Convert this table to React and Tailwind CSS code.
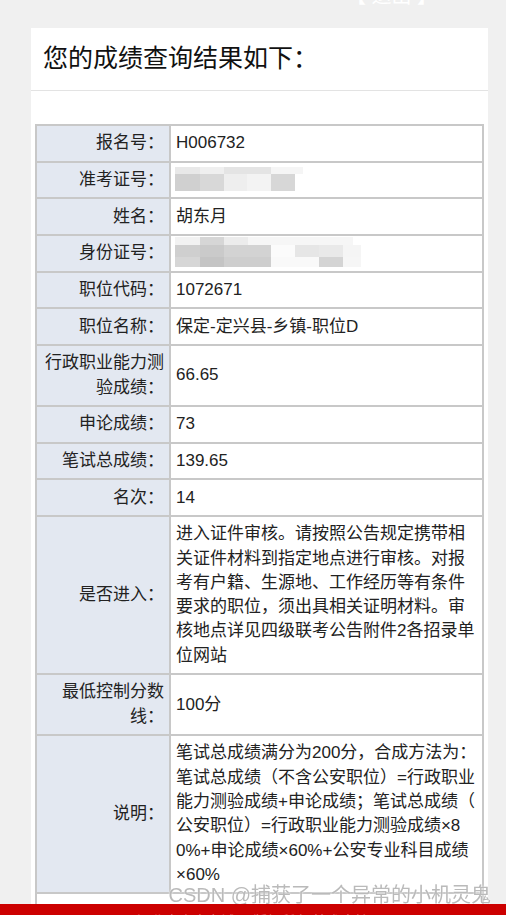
import React from "react";

function Mosaic({ w, rows }) {
  let y = 0;
  const h = rows.reduce((a, r) => a + r.h, 0);
  return (
    <svg width={w} height={h} viewBox={`0 0 ${w} ${h}`} className="block">
      {rows.map((r, i) => {
        const y0 = y;
        y += r.h;
        return r.segs.map(([a, b, c], j) => (
          <rect key={`${i}-${j}`} x={a} y={y0} width={b - a} height={r.h} fill={c} />
        ));
      })}
    </svg>
  );
}

const examMosaic = (
  <div className="-ml-[3px] -mt-[1px] mb-[1px]">
    <Mosaic
      w={130}
      rows={[
        { h: 7, segs: [[2, 27, "#e8e8e8"], [27, 51, "#efefef"], [51, 98, "#e4e4e4"], [98, 130, "#f5f5f5"]] },
        { h: 17, segs: [[2, 27, "#d0d0d0"], [27, 51, "#d8d8d8"], [51, 74, "#eeeeee"], [74, 98, "#f3f3f3"], [98, 122, "#d7d7d7"]] },
      ]}
    />
  </div>
);

const idMosaic = (
  <div className="-ml-[3px] -mt-[4px] -mb-[2px]">
    <Mosaic
      w={190}
      rows={[
        { h: 8, segs: [[2, 27, "#f2f2f2"], [27, 51, "#d6d6d6"], [51, 75, "#ececec"], [75, 180, "#f6f6f6"]] },
        { h: 12, segs: [[2, 27, "#cfcfcf"], [27, 51, "#cacaca"], [51, 98, "#d3d3d3"], [98, 122, "#fbfbfb"], [122, 146, "#e6e6e6"], [146, 170, "#e9e9e9"], [170, 188, "#f5f5f5"]] },
        { h: 10, segs: [[2, 27, "#d6d6d6"], [27, 51, "#c4c4c4"], [51, 98, "#cecece"], [98, 146, "#f9f9f9"], [146, 170, "#d4d4d4"], [170, 188, "#f6f6f6"]] },
      ]}
    />
  </div>
);

const rows = [
  { label: ["报名号："], value: ["H006732"] },
  { label: ["准考证号："], node: examMosaic },
  { label: ["姓名："], value: ["胡东月"] },
  { label: ["身份证号："], node: idMosaic },
  { label: ["职位代码："], value: ["1072671"] },
  { label: ["职位名称："], value: ["保定-定兴县-乡镇-职位D"] },
  { label: ["行政职业能力测", "验成绩："], value: ["66.65"] },
  { label: ["申论成绩："], value: ["73"] },
  { label: ["笔试总成绩："], value: ["139.65"] },
  { label: ["名次："], value: ["14"] },
  {
    label: ["是否进入："],
    value: [
      "进入证件审核。请按照公告规定携带相",
      "关证件材料到指定地点进行审核。对报",
      "考有户籍、生源地、工作经历等有条件",
      "要求的职位，须出具相关证明材料。审",
      "核地点详见四级联考公告附件2各招录单",
      "位网站",
    ],
  },
  { label: ["最低控制分数", "线："], value: ["100分"] },
  {
    label: ["说明："],
    value: [
      "笔试总成绩满分为200分，合成方法为：",
      "笔试总成绩（不含公安职位）=行政职业",
      "能力测验成绩+申论成绩；笔试总成绩（",
      "公安职位）=行政职业能力测验成绩×8",
      "0%+申论成绩×60%+公安专业科目成绩",
      "×60%",
    ],
  },
];

export default function App() {
  return (
    <div className="relative min-h-[915px] overflow-hidden bg-[#f0f0f0] font-['Liberation_Sans','Noto_Sans_CJK_SC',sans-serif] text-[#222]">
      <div className="h-[28px] overflow-hidden">
        <div className="-mt-[16px] pr-[69px] text-right text-[20px] leading-[24px] text-white">【 退出 】</div>
      </div>

      <div className="ml-[31px] mr-[18px] bg-white pb-[40px]">
        <div className="flex h-[63px] items-center border-b border-[#e3e3e3] px-[12px] text-[25px] text-[#111]">
          您的成绩查询结果如下：
        </div>
        <div className="px-[4px] pt-[33px]">
          <div className="grid grid-cols-[132px_minmax(0,1fr)] gap-[2px] bg-[#c8c8c8] p-[2px] text-[17px] leading-[24.3px]">
            {rows.map((r, i) => (
              <React.Fragment key={i}>
                <div className="flex items-center justify-end bg-[#e3e8f1] px-[5px] py-[5.2px]">
                  <div className="text-right">
                    {r.label.map((l, j) => (
                      <div key={j} className="whitespace-nowrap">{l}</div>
                    ))}
                  </div>
                </div>
                <div className="flex items-center bg-white px-[5px] py-[5.2px]">
                  {r.node ? (
                    r.node
                  ) : (
                    <div>
                      {r.value.map((l, j) => (
                        <div key={j} className="whitespace-nowrap">{l}</div>
                      ))}
                    </div>
                  )}
                </div>
              </React.Fragment>
            ))}
            <div className="col-span-2 h-[40px] bg-white" />
          </div>
        </div>
      </div>

      <div className="fixed bottom-[9px] right-[15px] text-[20px] leading-[22px] text-[#bababa] [text-shadow:0_0_2px_#fff]">
        CSDN @捕获了一个异常的小机灵鬼
      </div>
      <div className="fixed bottom-0 left-0 right-0 h-[11px] overflow-hidden bg-[#cc0000]">
        <div className="pt-[8px] text-center text-[14px] leading-[18px] text-[#e87070]">河北省人事考试网 版权所有 技术支持</div>
      </div>
    </div>
  );
}
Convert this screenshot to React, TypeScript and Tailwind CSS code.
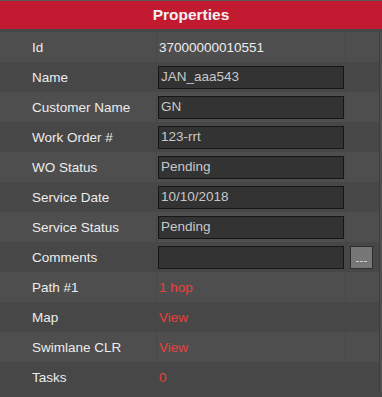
import React from "react";

type Row = { label: string; kind: "text" | "input" | "link" | "comments"; value: string };

const rows: Row[] = [
  { label: "Id", kind: "text", value: "37000000010551" },
  { label: "Name", kind: "input", value: "JAN_aaa543" },
  { label: "Customer Name", kind: "input", value: "GN" },
  { label: "Work Order #", kind: "input", value: "123-rrt" },
  { label: "WO Status", kind: "input", value: "Pending" },
  { label: "Service Date", kind: "input", value: "10/10/2018" },
  { label: "Service Status", kind: "input", value: "Pending" },
  { label: "Comments", kind: "comments", value: "" },
  { label: "Path #1", kind: "link", value: "1 hop" },
  { label: "Map", kind: "link", value: "View" },
  { label: "Swimlane CLR", kind: "link", value: "View" },
  { label: "Tasks", kind: "link", value: "0" },
];

export default function App() {
  return (
    <div
      className="w-[382px] h-[397px] bg-[#474747] overflow-hidden flex flex-col"
      style={{ fontFamily: "Arial, 'Liberation Sans', sans-serif" }}
    >
      <div className="h-[1px] bg-[#5a5a5a]" />
      <div className="h-[28px] bg-[#c21a30] flex items-center justify-center text-[15.5px] font-bold text-[#f2f2f2]">
        Properties
      </div>
      <div className="h-[3px]" />
      <div className="flex flex-col">
        {rows.map((r, i) => {
          const alt = i % 2 === 0;
          const cell = alt ? "bg-[#4e4e4e]" : "";
          return (
            <div key={r.label} className="flex h-[30px] text-[13.5px]">
              <div className={`w-[156px] flex items-center pl-[32px] pt-[2px] text-[#ececec] ${cell}`}>{r.label}</div>
              <div className={`ml-[1px] w-[188px] flex items-center ${cell}`}>
                {r.kind === "text" && <span className="pl-[2px] pt-[2px] text-[#ececec]">{r.value}</span>}
                {(r.kind === "input" || r.kind === "comments") && (
                  <div className="ml-[1px] mt-[1px] w-[186px] h-[23px] bg-[#333333] border border-[#161616] flex items-center pl-[2px] text-[#c8c8c8]">
                    {r.value}
                  </div>
                )}
                {r.kind === "link" && <span className="pl-[2px] pt-[2px] text-[#e8413c]">{r.value}</span>}
              </div>
              <div className={`ml-[1px] w-[33px] flex items-center ${cell}`}>
                {r.kind === "comments" && (
                  <div className="ml-[4px] mt-[1px] w-[23px] h-[23px] bg-[#777777] border border-[#2e2e2e] flex items-end justify-center pb-[6px]">
                    <div className="flex gap-[1px]">
                      <div className="w-[3px] h-[1px] bg-[#cfcfcf]" />
                      <div className="w-[3px] h-[1px] bg-[#cfcfcf]" />
                      <div className="w-[3px] h-[1px] bg-[#cfcfcf]" />
                    </div>
                  </div>
                )}
              </div>
              <div className="w-[1px] bg-[#3e3e3e]" />
              <div className="flex-1 bg-[#505050]" />
            </div>
          );
        })}
      </div>
    </div>
  );
}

★ ★ ★ ★ ★ ★ ★

Problem details. Identify and copy all lines with the word "React".

Solution to this exercise.
Convert this table to React and Tailwind CSS code.
import React from "react";
              <React.Fragment key={i}>
              </React.Fragment>
Convert this screenshot to React, TypeScript and Tailwind CSS code.
import React from "react";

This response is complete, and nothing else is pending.